**Exercise aim:**
Output the material exactly, but drop every image it holds.
[start of Supplied material]
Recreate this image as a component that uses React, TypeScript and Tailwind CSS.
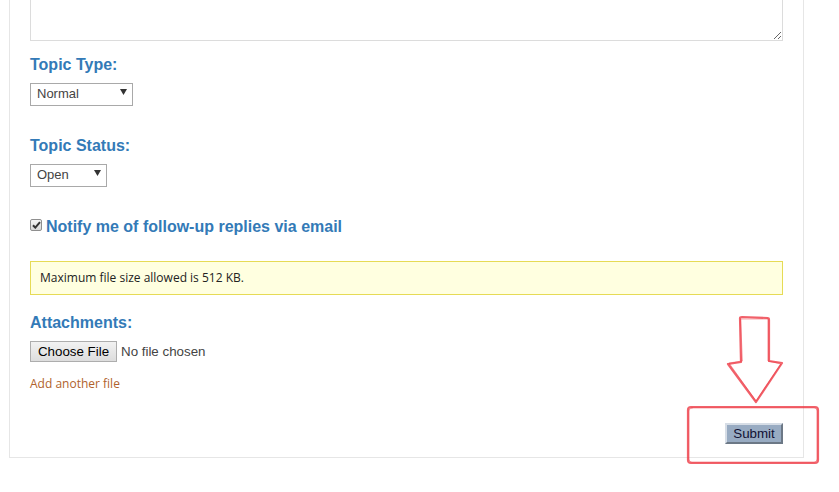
import React from 'react';

const labelCls = "block text-[16px] leading-[20px] font-bold text-[#337ab7] font-['Liberation_Sans',Arial,sans-serif]";

const Caret = () => (
  <svg className="pointer-events-none absolute right-[6px] top-[8px]" width="7" height="6" viewBox="0 0 7 6">
    <path d="M0 0 H7 L3.5 6 Z" fill="#333" />
  </svg>
);

const SelectBox: React.FC<{ value: string; options: string[]; width: string }> = ({ value, options, width }) => (
  <div className={`relative mt-[6px] h-[23px] ${width}`}>
    <select
      defaultValue={value}
      className="h-full w-full appearance-none border border-[#a9a9a9] bg-white pb-[2px] pl-[6px] text-[13px] text-[#444] outline-none font-['Liberation_Sans',Arial,sans-serif]"
    >
      {options.map(o => (
        <option key={o}>{o}</option>
      ))}
    </select>
    <Caret />
  </div>
);

export default function App() {
  return (
    <div className="relative h-[492px] w-[839px] overflow-hidden bg-white font-['Liberation_Sans',Arial,sans-serif]">
      <div className="ml-[9px] -mt-[60px] w-[795px] border border-[#e6e6e6] bg-white px-5 pt-5 pb-[13px]">
        <textarea className="block h-[80px] w-full resize-y border border-[#dcdcdc] bg-white outline-none" />

        <label className={`${labelCls} mt-[14px]`}>Topic Type:</label>
        <SelectBox value="Normal" options={['Normal', 'Sticky', 'Announcement']} width="w-[103px]" />

        <label className={`${labelCls} mt-[32px]`}>Topic Status:</label>
        <SelectBox value="Open" options={['Open', 'Closed']} width="w-[77px]" />

        <div className="mt-[32px] flex h-[20px] items-start gap-[4px]">
          <span className="relative mt-[2px] flex h-[12px] w-[12px] items-center justify-center rounded-[2px] border border-[#8f8f8f] bg-gradient-to-b from-[#f4f4f4] to-[#d8d8d8]">
            <input type="checkbox" defaultChecked className="absolute inset-0 m-0 appearance-none opacity-0" />
            <svg width="9" height="8" viewBox="0 0 9 8">
              <path d="M1 4.2 L3.3 6.6 L8 1.2" fill="none" stroke="#333" strokeWidth="2" />
            </svg>
          </span>
          <span className="text-[16px] leading-[20px] font-bold text-[#337ab7]">Notify me of follow-up replies via email</span>
        </div>

        <div className="mt-[24px] flex h-[34px] items-center border border-[#e6db55] bg-[#ffffe0] px-[9px] text-[12px] text-[#222] font-['Open_Sans',sans-serif]">
          Maximum file size allowed is 512 KB.
        </div>

        <label className={`${labelCls} mt-[18px]`}>Attachments:</label>
        <div className="mt-[8px] flex h-[21px] items-center">
          <button className="h-[21px] w-[87px] border border-[#adadad] bg-gradient-to-b from-[#f2f2f2] to-[#dddddd] text-[13.33px] leading-none text-black">
            Choose File
          </button>
          <span className="ml-[4px] text-[13.33px] text-[#444]">No file chosen</span>
        </div>

        <div className="mt-[14px] h-[16px] text-[12px] leading-[16px] text-[#b0622c] font-['Open_Sans',sans-serif]">
          Add another file
        </div>

        <div className="mt-[31px] flex justify-end">
          <button className="h-[21px] w-[58px] border-2 border-t-[#d6dde6] border-l-[#d6dde6] border-b-[#6c7886] border-r-[#6c7886] bg-[#98abc2] text-[13.33px] leading-none text-[#111133]">
            Submit
          </button>
        </div>
      </div>

      <svg className="pointer-events-none absolute left-0 top-0" width="839" height="492" viewBox="0 0 839 492">
        <g fill="none" stroke="#ee3a45" strokeLinejoin="round" strokeLinecap="round">
          <path d="M740 318 Q740 317 742 317 L768 318 Q769 318 769 320 L769 361 L782 363 L756 402 L728 364 L741 362 Z" strokeWidth="2.2" opacity="0.8" />
          <path d="M741 319 L768 319 L768 361 L781 364 L756 401 L729 363 L742 361 Z" strokeWidth="1" opacity="0.45" />
          <rect x="688" y="407" width="130" height="56" rx="3" strokeWidth="2.2" opacity="0.8" />
          <rect x="689" y="408" width="128" height="54" rx="3" strokeWidth="1" opacity="0.45" />
        </g>
      </svg>
    </div>
  );
}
[end of Supplied material]
**Task output:**
Recreate this image as a component that uses React, TypeScript and Tailwind CSS.
import React from 'react';

const labelCls = "block text-[16px] leading-[20px] font-bold text-[#337ab7] font-['Liberation_Sans',Arial,sans-serif]";

const Caret = () => (
  <svg className="pointer-events-none absolute right-[6px] top-[8px]" width="7" height="6" viewBox="0 0 7 6">
    <path d="M0 0 H7 L3.5 6 Z" fill="#333" />
  </svg>
);

const SelectBox: React.FC<{ value: string; options: string[]; width: string }> = ({ value, options, width }) => (
  <div className={`relative mt-[6px] h-[23px] ${width}`}>
    <select
      defaultValue={value}
      className="h-full w-full appearance-none border border-[#a9a9a9] bg-white pb-[2px] pl-[6px] text-[13px] text-[#444] outline-none font-['Liberation_Sans',Arial,sans-serif]"
    >
      {options.map(o => (
        <option key={o}>{o}</option>
      ))}
    </select>
    <Caret />
  </div>
);

export default function App() {
  return (
    <div className="relative h-[492px] w-[839px] overflow-hidden bg-white font-['Liberation_Sans',Arial,sans-serif]">
      <div className="ml-[9px] -mt-[60px] w-[795px] border border-[#e6e6e6] bg-white px-5 pt-5 pb-[13px]">
        <textarea className="block h-[80px] w-full resize-y border border-[#dcdcdc] bg-white outline-none" />

        <label className={`${labelCls} mt-[14px]`}>Topic Type:</label>
        <SelectBox value="Normal" options={['Normal', 'Sticky', 'Announcement']} width="w-[103px]" />

        <label className={`${labelCls} mt-[32px]`}>Topic Status:</label>
        <SelectBox value="Open" options={['Open', 'Closed']} width="w-[77px]" />

        <div className="mt-[32px] flex h-[20px] items-start gap-[4px]">
          <span className="relative mt-[2px] flex h-[12px] w-[12px] items-center justify-center rounded-[2px] border border-[#8f8f8f] bg-gradient-to-b from-[#f4f4f4] to-[#d8d8d8]">
            <input type="checkbox" defaultChecked className="absolute inset-0 m-0 appearance-none opacity-0" />
            <svg width="9" height="8" viewBox="0 0 9 8">
              <path d="M1 4.2 L3.3 6.6 L8 1.2" fill="none" stroke="#333" strokeWidth="2" />
            </svg>
          </span>
          <span className="text-[16px] leading-[20px] font-bold text-[#337ab7]">Notify me of follow-up replies via email</span>
        </div>

        <div className="mt-[24px] flex h-[34px] items-center border border-[#e6db55] bg-[#ffffe0] px-[9px] text-[12px] text-[#222] font-['Open_Sans',sans-serif]">
          Maximum file size allowed is 512 KB.
        </div>

        <label className={`${labelCls} mt-[18px]`}>Attachments:</label>
        <div className="mt-[8px] flex h-[21px] items-center">
          <button className="h-[21px] w-[87px] border border-[#adadad] bg-gradient-to-b from-[#f2f2f2] to-[#dddddd] text-[13.33px] leading-none text-black">
            Choose File
          </button>
          <span className="ml-[4px] text-[13.33px] text-[#444]">No file chosen</span>
        </div>

        <div className="mt-[14px] h-[16px] text-[12px] leading-[16px] text-[#b0622c] font-['Open_Sans',sans-serif]">
          Add another file
        </div>

        <div className="mt-[31px] flex justify-end">
          <button className="h-[21px] w-[58px] border-2 border-t-[#d6dde6] border-l-[#d6dde6] border-b-[#6c7886] border-r-[#6c7886] bg-[#98abc2] text-[13.33px] leading-none text-[#111133]">
            Submit
          </button>
        </div>
      </div>

      <svg className="pointer-events-none absolute left-0 top-0" width="839" height="492" viewBox="0 0 839 492">
        <g fill="none" stroke="#ee3a45" strokeLinejoin="round" strokeLinecap="round">
          <path d="M740 318 Q740 317 742 317 L768 318 Q769 318 769 320 L769 361 L782 363 L756 402 L728 364 L741 362 Z" strokeWidth="2.2" opacity="0.8" />
          <path d="M741 319 L768 319 L768 361 L781 364 L756 401 L729 363 L742 361 Z" strokeWidth="1" opacity="0.45" />
          <rect x="688" y="407" width="130" height="56" rx="3" strokeWidth="2.2" opacity="0.8" />
          <rect x="689" y="408" width="128" height="54" rx="3" strokeWidth="1" opacity="0.45" />
        </g>
      </svg>
    </div>
  );
}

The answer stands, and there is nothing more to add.